= Yampolsky International Competition =

Russian violin competition

The Yampolsky International Competition is a Russian violin competition held in Moscow, Russia in honor of Abram Yampolsky.

==Structure==
The competition is split into Junior and Senior sections with the senior section consisting of three rounds. The first round of the competition generally includes movements from Bach's Sonatas and Partitas for Solo Violin and caprices from Paganini's 24 Caprices for Solo Violin. The second round includes a Mozart sonata, another standard violin sonata and a piece of virtuosity.
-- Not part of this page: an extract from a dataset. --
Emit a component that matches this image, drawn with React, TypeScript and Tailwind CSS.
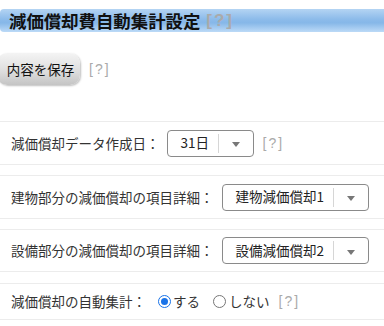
const jp = "font-['Noto_Sans_CJK_JP',sans-serif]";

function Help({ className = '' }: { className?: string }) {
  return (
    <span className={`font-['Liberation_Sans',sans-serif] tracking-[2px] text-[#aaa] ${className}`}>[?]</span>
  )
}

function Select({ value, width }: { value: string; width: string }) {
  return (
    <div className={`flex h-[27px] ${width} items-center rounded-[4px] border border-[#8a8a8a] bg-white`}>
      <span className="flex-1 pl-[13px] text-[13.5px] leading-none text-[#222]">{value}</span>
      <span className="h-[19px] w-px bg-[#d6d6d6]" />
      <span className="flex w-[34px] items-center justify-center pt-[3px]">
        <svg width="8" height="5" viewBox="0 0 8 5">
          <path d="M0 0h8L4 5z" fill="#777" />
        </svg>
      </span>
    </div>
  )
}

function Radio({ checked }: { checked?: boolean }) {
  return checked ? (
    <span className="flex h-[13px] w-[13px] items-center justify-center rounded-full border border-[#1a73e8] bg-white">
      <span className="h-[7px] w-[7px] rounded-full bg-[#1a73e8]" />
    </span>
  ) : (
    <span className="h-[13px] w-[13px] rounded-full border border-[#767676] bg-white" />
  )
}

export default function App() {
  return (
    <div className={`h-[326px] w-[384px] overflow-hidden bg-white ${jp}`}>
      <div className="mt-[9px] flex h-[23px] items-center rounded-l-[4px] bg-[linear-gradient(to_bottom,#b4d4f3_0%,#8cbbea_45%,#86b7e8_60%,#bcdaf7_100%)] pl-[9px]">
        <span className="text-[17.4px] font-bold leading-none text-[#111]">減価償却費自動集計設定</span>
        <Help className="ml-[6px] text-[17px] font-bold leading-none tracking-[1px] text-[#a9a9a9]" />
      </div>

      <div className="mt-[21px] flex items-center">
        <button className="-ml-[3px] h-[32px] w-[83px] rounded-[10px] bg-[linear-gradient(to_bottom,#f4f4f4,#dcdcdc_60%,#c4c4c4)] pl-[4px] text-[13.5px] text-[#111] shadow-[1px_1px_2px_rgba(0,0,0,0.25)]">
          内容を保存
        </button>
        <Help className="ml-[9px] text-[14px]" />
      </div>

      <div className="mt-[36px] flex flex-col gap-[10px] text-[13.5px] text-[#333]">
        <div className="flex h-[44px] items-center border-y border-[#ececec] pl-[11px]">
          <span>減価償却データ作成日：</span>
          <div className="ml-[7px]">
            <Select value="31日" width="w-[87px]" />
          </div>
          <Help className="ml-[9px] text-[14px]" />
        </div>
        <div className="flex h-[44px] items-center border-y border-[#ececec] pl-[11px]">
          <span>建物部分の減価償却の項目詳細：</span>
          <div className="ml-[8px]">
            <Select value="建物減価償却1" width="w-[147px]" />
          </div>
        </div>
        <div className="flex h-[43px] items-center border-y border-[#ececec] pl-[11px]">
          <span>設備部分の減価償却の項目詳細：</span>
          <div className="ml-[8px]">
            <Select value="設備減価償却2" width="w-[147px]" />
          </div>
        </div>
        <div className="mt-[1px] flex h-[37px] items-center border-y border-[#ececec] pl-[11px]">
          <span>減価償却の自動集計：</span>
          <label className="ml-[12px] flex items-center gap-[2px]">
            <Radio checked />
            <span>する</span>
          </label>
          <label className="ml-[13px] flex items-center gap-[3px]">
            <Radio />
            <span>しない</span>
          </label>
          <Help className="ml-[9px] text-[14px]" />
        </div>
      </div>
    </div>
  )
}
The third and final round requires the participant to perform a full concerto with piano and two of the Four Seasons with the Moscow Chamber Orchestra. The finals are held in the Great Hall at the Moscow Conservatory.

==History==
The Yampolsky International Competition was founded by Eduard Grach, a former student of Abram Yampolsky. Eduard Grach has also serves as the president of the jury. Former winners include Nadezda Tokareva, Julia Ingonina, Emily Sun, Vladimir Dyo, Hyuk-Joo Kwon, Evgenia Gelen and Anna Koryatskaya.

==Prizes==
Six prizes are awarded to the top six participants. Prize winners are awarded monetary compensation with the top prizes being about 400,000 rubles. Other prizes include performances with orchestras throughout Russia.